On June 29, 1874, the trustees decided to end operations. In the
fallout after the bank’s demise, as tens of thousands of depositors
struggled — and failed — to recoup their deposits, Congress
finally launched an investigation into the misconduct of the bank’s
leadership. The committee recommended that charges be brought against
several key figures, including Alvord and the Cooke brothers, but no
legal action was ever taken.
Still, the investigation continued, albeit at an agonizing pace. Like
his Democratic counterparts, Senator Blanche K. Bruce also wanted the
bank’s trustees to be held accountable for swindling depositors. But
Bruce and other black leaders took very different lessons from the
bank’s failure. They learned, according to Edwards, to keep their
savings — and their trust — to themselves.

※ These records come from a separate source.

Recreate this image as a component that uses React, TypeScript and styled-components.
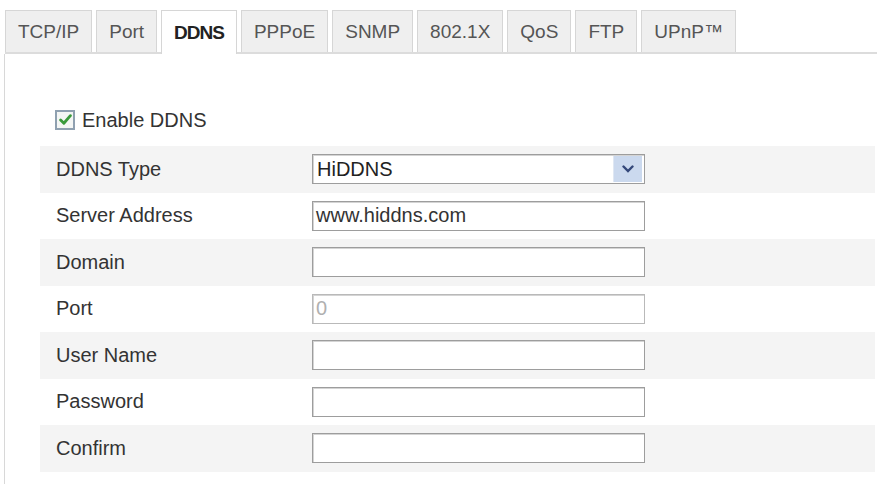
import styled, { createGlobalStyle } from "styled-components";

const GlobalStyle = createGlobalStyle`
  body {
    margin: 0;
    background: #fff;
    font-family: "Liberation Sans", Arial, sans-serif;
    color: #333;
  }
`;

const Page = styled.div`
  width: 881px;
  height: 484px;
  overflow: hidden;
  padding-top: 9px;
  box-sizing: border-box;
`;

const TabBar = styled.div`
  display: flex;
  align-items: flex-end;
  gap: 4px;
  margin-left: 5px;
  width: 872px;
  height: 43px;
  border-bottom: 2px solid #dcdcdc;
`;

const Tab = styled.div<{ $active?: boolean }>`
  height: ${({ $active }) => ($active ? "44px" : "42px")};
  margin-bottom: ${({ $active }) => ($active ? "-2px" : "0")};
  padding: 0 12px;
  display: flex;
  align-items: center;
  box-sizing: border-box;
  border: 1px solid #d6d6d6;
  border-bottom: none;
  background: ${({ $active }) => ($active ? "#fff" : "#efefef")};
  color: ${({ $active }) => ($active ? "#222" : "#555")};
  font-size: 19px;
  font-weight: ${({ $active }) => ($active ? "700" : "400")};
  letter-spacing: ${({ $active }) => ($active ? "-1px" : "0")};
  white-space: nowrap;
`;

const Panel = styled.div`
  margin-left: 4px;
  border-left: 1px solid #d8d8d8;
  padding: 55px 0 0 35px;
  height: 440px;
  box-sizing: border-box;
`;

const CheckLine = styled.label`
  display: flex;
  align-items: center;
  gap: 7px;
  margin-left: 15px;
  height: 22px;
  font-size: 20px;
  color: #333;
  margin-bottom: 15px;
`;

const CheckBox = styled.span`
  width: 20px;
  height: 20px;
  box-sizing: border-box;
  border: 2px solid #8fa0b0;
  background: #f4f6f4;
  display: flex;
  align-items: center;
  justify-content: center;
`;

const Rows = styled.div`
  width: 835px;
`;

const Row = styled.div<{ $shaded: boolean }>`
  display: flex;
  align-items: center;
  height: 46.5px;
  padding-left: 16px;
  background: ${({ $shaded }) => ($shaded ? "#f4f4f4" : "#fff")};
`;

const Label = styled.div`
  width: 256px;
  font-size: 20px;
  color: #333;
`;

const TextBox = styled.div<{ $disabled?: boolean }>`
  width: 333px;
  height: 30px;
  box-sizing: border-box;
  border: 1px solid ${({ $disabled }) => ($disabled ? "#b9b9b9" : "#9d9d9d")};
  box-shadow: inset 1px 1px 0 #d4d4d4;
  background: #fff;
  padding: 0 3px;
  display: flex;
  align-items: center;
  font-size: 20px;
  color: ${({ $disabled }) => ($disabled ? "#b0b0b0" : "#333")};
`;

const SelectBox = styled(TextBox)`
  justify-content: space-between;
  padding: 1px 2px 1px 4px;
  color: #222;
`;

const SelectButton = styled.span`
  width: 28px;
  height: 26px;
  background: #cbd9ee;
  border-left: 1px solid #dfe7f3;
  display: flex;
  align-items: center;
  justify-content: center;
`;

const tabs = ["TCP/IP", "Port", "DDNS", "PPPoE", "SNMP", "802.1X", "QoS", "FTP", "UPnP™"];

const fields: { label: string; value?: string; disabled?: boolean }[] = [
  { label: "Server Address", value: "www.hiddns.com" },
  { label: "Domain" },
  { label: "Port", value: "0", disabled: true },
  { label: "User Name" },
  { label: "Password" },
  { label: "Confirm" },
];

export default function App() {
  return (
    <>
      <GlobalStyle />
      <Page>
        <TabBar>
          {tabs.map((t) => (
            <Tab key={t} $active={t === "DDNS"}>
              {t}
            </Tab>
          ))}
        </TabBar>
        <Panel>
          <CheckLine>
            <CheckBox>
              <svg width="13" height="12" viewBox="0 0 12 11">
                <path
                  d="M1.5 5.5 L4.5 8.5 L10.5 1.5"
                  fill="none"
                  stroke="#3a9a3a"
                  strokeWidth="2.6"
                  strokeLinecap="round"
                  strokeLinejoin="round"
                />
              </svg>
            </CheckBox>
            Enable DDNS
          </CheckLine>
          <Rows>
            <Row $shaded>
              <Label>DDNS Type</Label>
              <SelectBox>
                HiDDNS
                <SelectButton>
                  <svg width="12" height="8" viewBox="0 0 12 8">
                    <path
                      d="M1.5 1.5 L6 6 L10.5 1.5"
                      fill="none"
                      stroke="#34487a"
                      strokeWidth="2.4"
                      strokeLinecap="round"
                    />
                  </svg>
                </SelectButton>
              </SelectBox>
            </Row>
            {fields.map((f, i) => (
              <Row key={f.label} $shaded={i % 2 === 1}>
                <Label>{f.label}</Label>
                <TextBox $disabled={f.disabled}>{f.value}</TextBox>
              </Row>
            ))}
          </Rows>
        </Panel>
      </Page>
    </>
  );
}
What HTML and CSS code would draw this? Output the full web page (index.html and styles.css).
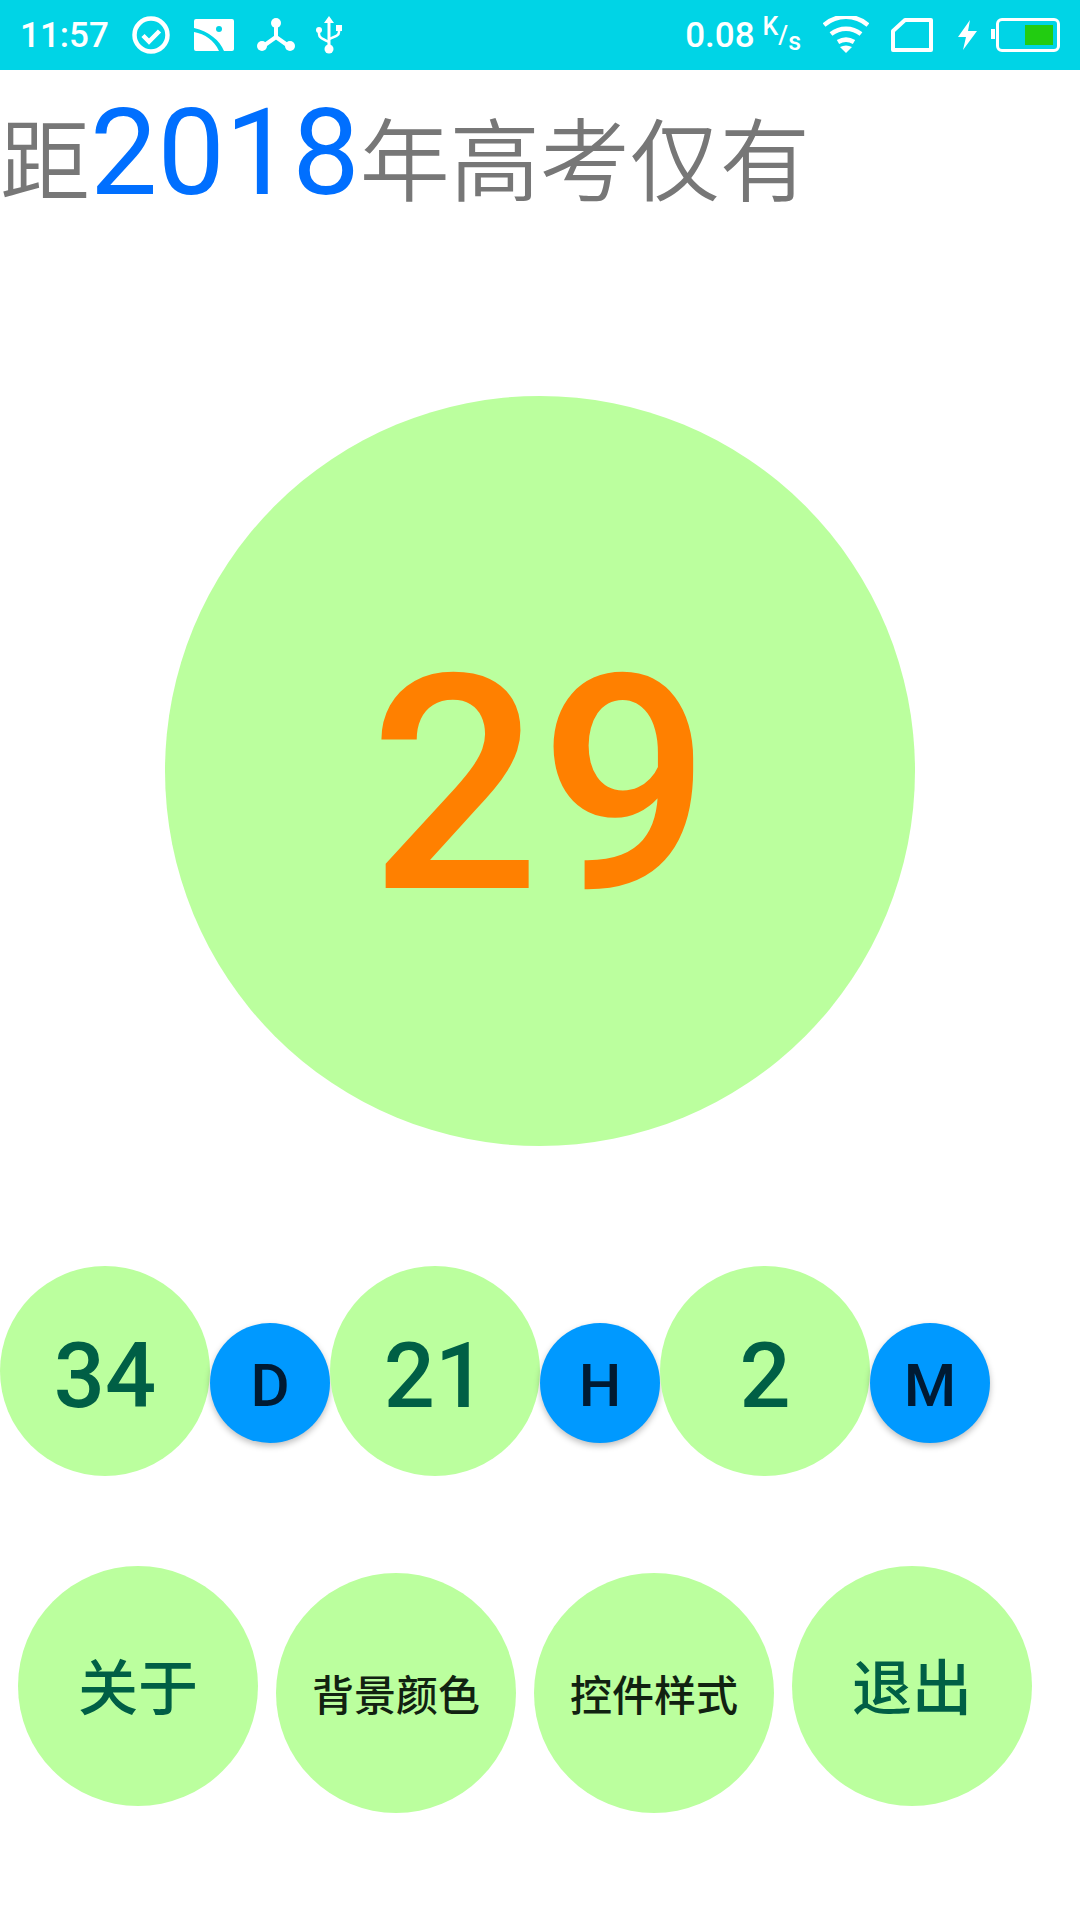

Small Sums and Grand Thefts
For Edwards, the story of the Freedman’s Bank is more than a
cautionary tale. It left a lasting impression on black political
consciousness and was an early prototype for how economic inclusion
could be paired with dispossession — not only along racial lines,
but through class hierarchies — under the guise of institutional
legitimacy. The bank taught black people to mistrust white financial
institutions and — through a massive transfer of wealth away from
four million freed people (some $1.5 billion today) — deepened the
racial wealth gap during a critical period of emancipation and
inclusion. It is not that black wealth was nonexistent in the early
years after 1865; rather, it’s that black people’s hard-won
accumulation was systematically targeted and stolen.
Bank leaders manufactured a false image of the Freedman’s Bank as a
federal institution, and that patronizing the institution with their
‘small sums’ was freed people’s patriotic duty.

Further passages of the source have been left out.